The guest picks a door. After that, the show host opens a door (with no car behind it). The guest, then, [b]has to switch[/b] to a door not open yet, and so it goes, until there are only two doors (one chosen and one closed). The guest has to switch and sees if he's won the car or not.

a)What's the chance that the guest wins the car? Try to be as objective and simple as possible (with the least number of operations)

b)What's the chance when n tends to infinity? You can use only addition, subtraction, multiplication, division, and the number [i]e[/i].

6- You have a round table, and an infinite number of coins. You play a game with your friend, where you must place coins on the table (no overlaps). Who plays last wins. Would you like to start? Why? (Strategy)

Good luck :wink:

For n°3, IF x and y are integer and > 0
[spoiler]x+y = 1994
or
x+y = 2990

x says no => x < 1994
y says no => y < 1994; y>996
x says no => x < 998; x>996
=> x = 997
y = 997[/spoiler]

7- A superstitious girl, when she was numbering her 200 page diary, started from number 1 but jumped every page where the numbers 1 and 3 appeared together, in any order. What was the number she wrote on the last page?

1-[spoiler]two :razz:
It's a trick question. If the company calls a meeting of two
people who they know have the same birthday, the probability
that they have the same birthday is 100%![/spoiler]

5a: [spoiler]It depends what point in the show you're at.
If you're at the beginning (case a), the chance of winning is:

n-1 [/spoiler] in [spoiler] n

Not choosing a door at the end is equivalent to our guest
choosing at the beginning, "I won't try door
number m", for some m<=n. Then he tries all the other
doors, in any sequence. If the car is behind a door other
than m, he wins. So the chance the car was behind m and he
loses is 1 in n, so his chance of winning is n-1 in n.

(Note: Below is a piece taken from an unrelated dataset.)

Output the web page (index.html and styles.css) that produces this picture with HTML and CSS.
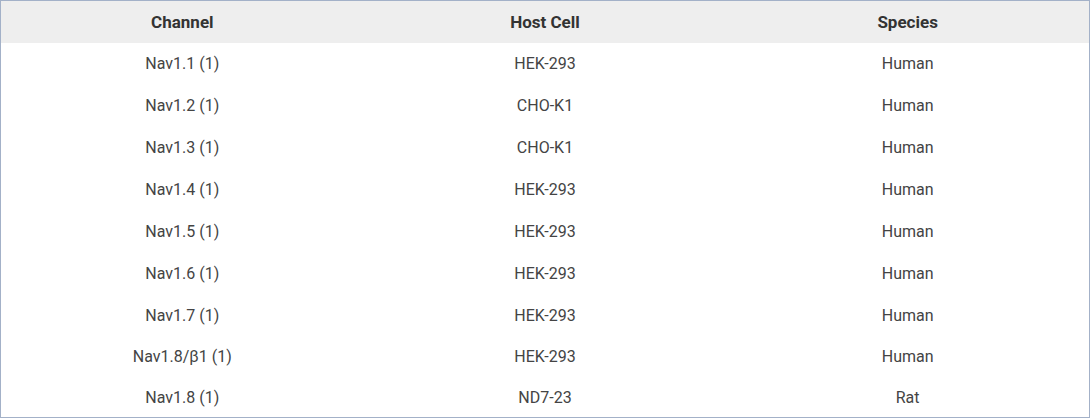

On the other hand, if the contestant is down to two doors
when we start this scenario, (case b), his chances are always
1 in 2.[/spoiler]

5b: [spoiler]In (case a), lim(n->inf)(n-1)/n = 1
In (case b), lim(n->inf)1/2 = 1/2
[/spoiler]

7: The command "jot - 1 1000 1 | grep -v "1.*3\|3.*1" | head -200" produces all the page numbers. They start at 1, and end at [spoiler]222[/spoiler].

[QUOTE=Ken_g6]1-[spoiler]two :razz:
It's a trick question. If the company calls a meeting of two
people who they know have the same birthday, the probability
that they have the same birthday is 100%![/spoiler][/QUOTE]

Sorry Ken, it was meant to be serious.

[QUOTE=Ken_g6]The command "jot - 1 1000 1 | grep -v "1.*3\|3.*1" | head -200" produces all the page numbers. They start at 1, and end at [spoiler]222[/spoiler][/QUOTE]


Sorry? I can't get this number. I got [spoiler]213[/spoiler] and my teacher keeps saying that the answer is [spoiler]214[/spoiler]!!! Can you list all the "jumped" numbers?

[QUOTE=Ken_g6][spoiler]It depends what point in the show you're at.
If you're at the beginning (case a), the chance of winning is:

n-1 [/spoiler] in [spoiler] n [/QUOTE]

Didn't experts said that not switching is best? If so, not switching is ]n-1/n . That way, we can conclude that the chance is lower .
Maybe if the host opens m...

Problem 6: [spoiler]Yes, you want to go first. You put your first coin in the middle. Then, whatever your opponent does, you go diametrically opposed to them.[/spoiler]

[spoiler]If they can move, so can you. So you will play last. [/spoiler]

[spoiler] Note that this solution doesn't require the table to be round. Only that it have a line of symmetry.[/spoiler]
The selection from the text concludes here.